_Provided data_.
— Start —

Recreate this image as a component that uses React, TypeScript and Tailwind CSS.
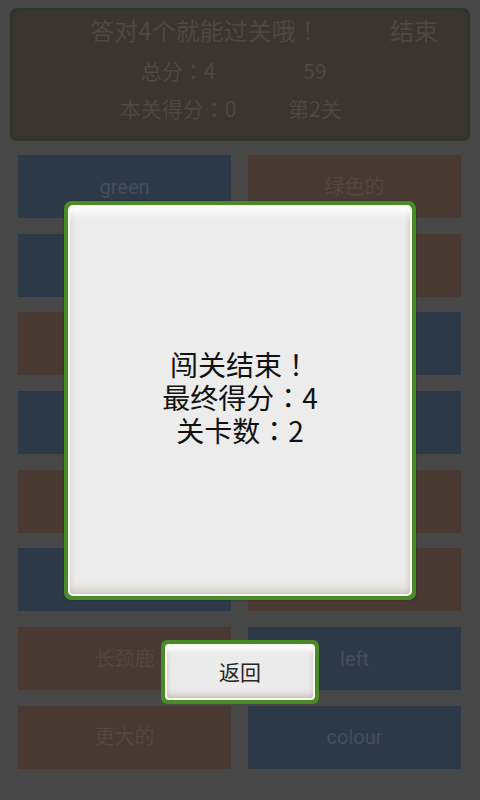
import React from "react";

const tiles: { label: string; c: "b" | "r" }[][] = [
  [{ label: "green", c: "b" }, { label: "绿色的", c: "r" }],
  [{ label: "", c: "b" }, { label: "", c: "r" }],
  [{ label: "", c: "r" }, { label: "", c: "b" }],
  [{ label: "", c: "b" }, { label: "", c: "b" }],
  [{ label: "", c: "r" }, { label: "", c: "r" }],
  [{ label: "", c: "b" }, { label: "", c: "r" }],
  [{ label: "长颈鹿", c: "r" }, { label: "left", c: "b" }],
  [{ label: "更大的", c: "r" }, { label: "colour", c: "b" }],
];

const cjk = { fontFamily: "'Noto Sans CJK SC', Roboto, sans-serif" };

function P({ ch }: { ch: string }) {
  return <span style={{ fontFamily: "'Noto Sans CJK TC', 'Noto Sans CJK SC', sans-serif" }}>{ch}</span>;
}

export default function App() {
  return (
    <div
      className="relative w-[480px] h-[800px] overflow-hidden bg-[#474747]"
      style={{ fontFamily: "Roboto, 'Noto Sans CJK SC', sans-serif" }}
    >
      <div className="pt-[8px] px-[10px]">
        <div className="h-[133px] rounded-[7px] border-[3px] border-[#2f3629] bg-[#3a3531] text-[#4c4843] flex flex-col" style={cjk}>
          <div className="relative h-[40px]">
            <div className="absolute left-[58px] w-[268px] text-center text-[24px] leading-none top-[7px]">答对4个就能过关哦<P ch="！" /></div>
            <div className="absolute left-[377px] text-[24px] leading-none top-[7px]">结束</div>
          </div>
          <div className="flex ml-[13px] justify-center h-[38px] items-center text-[21px] leading-none">
            <div className="w-[137px] text-center">总分<P ch="：" />4</div>
            <div className="w-[137px] text-center">59</div>
          </div>
          <div className="flex ml-[13px] justify-center h-[39px] items-center text-[21px] leading-none">
            <div className="w-[137px] text-center">本关得分<P ch="：" />0</div>
            <div className="w-[137px] text-center">第2关</div>
          </div>
        </div>
      </div>

      <div className="mt-[14px] pl-[18px] pr-[19px] grid grid-cols-2 gap-x-[17px] gap-y-[15.7px]">
        {tiles.flat().map((t, i) => (
          <div
            key={i}
            className={
              t.c === "b"
                ? "h-[63px] bg-[#2e3947] text-[#454e5b] flex items-center justify-center text-[20px]"
                : "h-[63px] bg-[#483a32] text-[#56473e] flex items-center justify-center text-[20px]"
            }
          >
            {t.label}
          </div>
        ))}
      </div>

      {/* dialog */}
      <div className="absolute left-[64px] top-[201px] w-[352px] h-[399px] rounded-[7px] bg-[#4b8a2a] p-[4px] shadow-[0_0_2px_rgba(0,0,0,0.4)]">
        <div
          className="w-full h-full rounded-[5px] border-[2px] border-[#faf6ec] bg-[#ececec] shadow-[inset_0_10px_8px_-4px_#ffffff,inset_0_-8px_8px_-4px_rgba(120,100,70,0.25),inset_4px_0_5px_-3px_rgba(140,120,90,0.2),inset_-4px_0_5px_-3px_rgba(140,120,90,0.3)] flex flex-col items-center justify-center pb-[6px] text-[#111111] text-[28px] leading-[33px]"
          style={cjk}
        >
          <div>闯关结束<P ch="！" /></div>
          <div>最终得分<P ch="：" />4</div>
          <div>关卡数<P ch="：" />2</div>
        </div>
      </div>

      {/* button */}
      <div className="absolute left-[161px] top-[640px] w-[158px] h-[64px] rounded-[6px] bg-[#4b8a2a] p-[4px]">
        <div
          className="w-full h-full rounded-[4px] border-[2px] border-[#faf6ec] bg-[#ebebeb] shadow-[inset_0_8px_6px_-4px_#ffffff,inset_0_-6px_6px_-3px_rgba(120,100,70,0.3),inset_3px_0_4px_-3px_rgba(140,120,90,0.25),inset_-3px_0_4px_-3px_rgba(140,120,90,0.3)] flex items-center justify-center text-[#262626] text-[21px]"
          style={cjk}
        >
          返回
        </div>
      </div>
    </div>
  );
}
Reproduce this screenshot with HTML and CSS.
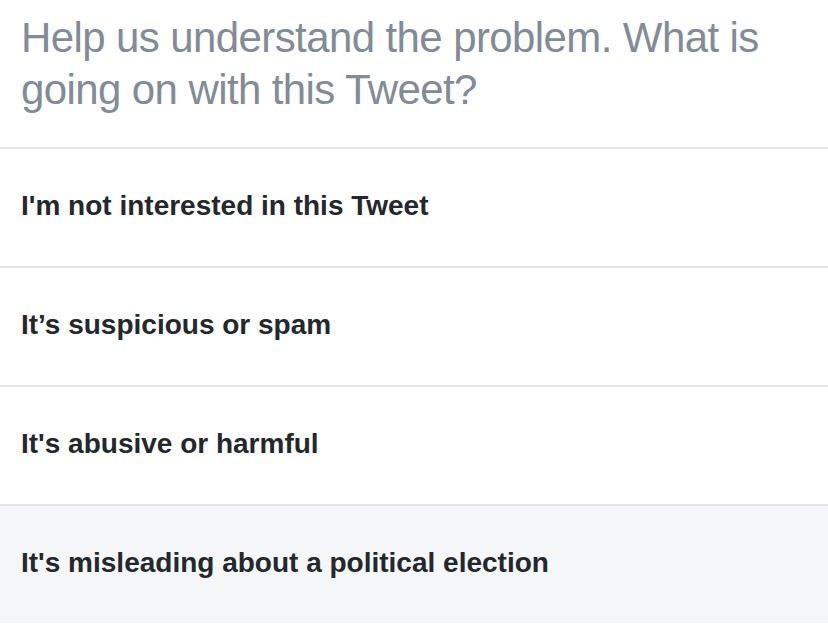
FILE: index.html
```html
<!DOCTYPE html>
<html>
<head>
<meta charset="utf-8">
<link rel="stylesheet" href="styles.css">
</head>
<body>
<div class="sheet">
  <div class="prompt">Help us understand the problem. What is going on with this Tweet?</div>
  <ul class="options">
    <li class="option">I'm not interested in this Tweet</li>
    <li class="option">It’s suspicious or spam</li>
    <li class="option">It's abusive or harmful</li>
    <li class="option option-active">It's misleading about a political election</li>
  </ul>
</div>
</body>
</html>
```
FILE: styles.css
```css
html, body {
  margin: 0;
  padding: 0;
  background: #ffffff;
}
.sheet {
  width: 828px;
  height: 624px;
  overflow: hidden;
  font-family: "Liberation Sans", Arial, sans-serif;
}
.prompt {
  height: 147px;
  box-sizing: border-box;
  padding: 12px 40px 0 21px;
  font-size: 42px;
  letter-spacing: -0.6px;
  line-height: 52px;
  color: #828b96;
  font-weight: 400;
}
.options {
  list-style: none;
  margin: 0;
  padding: 0;
}
.option {
  height: 119px;
  box-sizing: border-box;
  border-top: 2px solid #e3e6e9;
  display: flex;
  align-items: center;
  padding: 0 21px 3px;
  font-size: 28px;
  font-weight: 700;
  color: #24282d;
}
.option-active {
  background: #f5f6f8;
}
```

— End —

Transcribe the whole listing, character for character, but not its images.

_Written response_.
Recreate this image as a component that uses React, TypeScript and Tailwind CSS.
import React from "react";

const tiles: { label: string; c: "b" | "r" }[][] = [
  [{ label: "green", c: "b" }, { label: "绿色的", c: "r" }],
  [{ label: "", c: "b" }, { label: "", c: "r" }],
  [{ label: "", c: "r" }, { label: "", c: "b" }],
  [{ label: "", c: "b" }, { label: "", c: "b" }],
  [{ label: "", c: "r" }, { label: "", c: "r" }],
  [{ label: "", c: "b" }, { label: "", c: "r" }],
  [{ label: "长颈鹿", c: "r" }, { label: "left", c: "b" }],
  [{ label: "更大的", c: "r" }, { label: "colour", c: "b" }],
];

const cjk = { fontFamily: "'Noto Sans CJK SC', Roboto, sans-serif" };

function P({ ch }: { ch: string }) {
  return <span style={{ fontFamily: "'Noto Sans CJK TC', 'Noto Sans CJK SC', sans-serif" }}>{ch}</span>;
}

export default function App() {
  return (
    <div
      className="relative w-[480px] h-[800px] overflow-hidden bg-[#474747]"
      style={{ fontFamily: "Roboto, 'Noto Sans CJK SC', sans-serif" }}
    >
      <div className="pt-[8px] px-[10px]">
        <div className="h-[133px] rounded-[7px] border-[3px] border-[#2f3629] bg-[#3a3531] text-[#4c4843] flex flex-col" style={cjk}>
          <div className="relative h-[40px]">
            <div className="absolute left-[58px] w-[268px] text-center text-[24px] leading-none top-[7px]">答对4个就能过关哦<P ch="！" /></div>
            <div className="absolute left-[377px] text-[24px] leading-none top-[7px]">结束</div>
          </div>
          <div className="flex ml-[13px] justify-center h-[38px] items-center text-[21px] leading-none">
            <div className="w-[137px] text-center">总分<P ch="：" />4</div>
            <div className="w-[137px] text-center">59</div>
          </div>
          <div className="flex ml-[13px] justify-center h-[39px] items-center text-[21px] leading-none">
            <div className="w-[137px] text-center">本关得分<P ch="：" />0</div>
            <div className="w-[137px] text-center">第2关</div>
          </div>
        </div>
      </div>

      <div className="mt-[14px] pl-[18px] pr-[19px] grid grid-cols-2 gap-x-[17px] gap-y-[15.7px]">
        {tiles.flat().map((t, i) => (
          <div
            key={i}
            className={
              t.c === "b"
                ? "h-[63px] bg-[#2e3947] text-[#454e5b] flex items-center justify-center text-[20px]"
                : "h-[63px] bg-[#483a32] text-[#56473e] flex items-center justify-center text-[20px]"
            }
          >
            {t.label}
          </div>
        ))}
      </div>

      {/* dialog */}
      <div className="absolute left-[64px] top-[201px] w-[352px] h-[399px] rounded-[7px] bg-[#4b8a2a] p-[4px] shadow-[0_0_2px_rgba(0,0,0,0.4)]">
        <div
          className="w-full h-full rounded-[5px] border-[2px] border-[#faf6ec] bg-[#ececec] shadow-[inset_0_10px_8px_-4px_#ffffff,inset_0_-8px_8px_-4px_rgba(120,100,70,0.25),inset_4px_0_5px_-3px_rgba(140,120,90,0.2),inset_-4px_0_5px_-3px_rgba(140,120,90,0.3)] flex flex-col items-center justify-center pb-[6px] text-[#111111] text-[28px] leading-[33px]"
          style={cjk}
        >
          <div>闯关结束<P ch="！" /></div>
          <div>最终得分<P ch="：" />4</div>
          <div>关卡数<P ch="：" />2</div>
        </div>
      </div>

      {/* button */}
      <div className="absolute left-[161px] top-[640px] w-[158px] h-[64px] rounded-[6px] bg-[#4b8a2a] p-[4px]">
        <div
          className="w-full h-full rounded-[4px] border-[2px] border-[#faf6ec] bg-[#ebebeb] shadow-[inset_0_8px_6px_-4px_#ffffff,inset_0_-6px_6px_-3px_rgba(120,100,70,0.3),inset_3px_0_4px_-3px_rgba(140,120,90,0.25),inset_-3px_0_4px_-3px_rgba(140,120,90,0.3)] flex items-center justify-center text-[#262626] text-[21px]"
          style={cjk}
        >
          返回
        </div>
      </div>
    </div>
  );
}
Reproduce this screenshot with HTML and CSS.
FILE: index.html
```html
<!DOCTYPE html>
<html>
<head>
<meta charset="utf-8">
<link rel="stylesheet" href="styles.css">
</head>
<body>
<div class="sheet">
  <div class="prompt">Help us understand the problem. What is going on with this Tweet?</div>
  <ul class="options">
    <li class="option">I'm not interested in this Tweet</li>
    <li class="option">It’s suspicious or spam</li>
    <li class="option">It's abusive or harmful</li>
    <li class="option option-active">It's misleading about a political election</li>
  </ul>
</div>
</body>
</html>
```
FILE: styles.css
```css
html, body {
  margin: 0;
  padding: 0;
  background: #ffffff;
}
.sheet {
  width: 828px;
  height: 624px;
  overflow: hidden;
  font-family: "Liberation Sans", Arial, sans-serif;
}
.prompt {
  height: 147px;
  box-sizing: border-box;
  padding: 12px 40px 0 21px;
  font-size: 42px;
  letter-spacing: -0.6px;
  line-height: 52px;
  color: #828b96;
  font-weight: 400;
}
.options {
  list-style: none;
  margin: 0;
  padding: 0;
}
.option {
  height: 119px;
  box-sizing: border-box;
  border-top: 2px solid #e3e6e9;
  display: flex;
  align-items: center;
  padding: 0 21px 3px;
  font-size: 28px;
  font-weight: 700;
  color: #24282d;
}
.option-active {
  background: #f5f6f8;
}
```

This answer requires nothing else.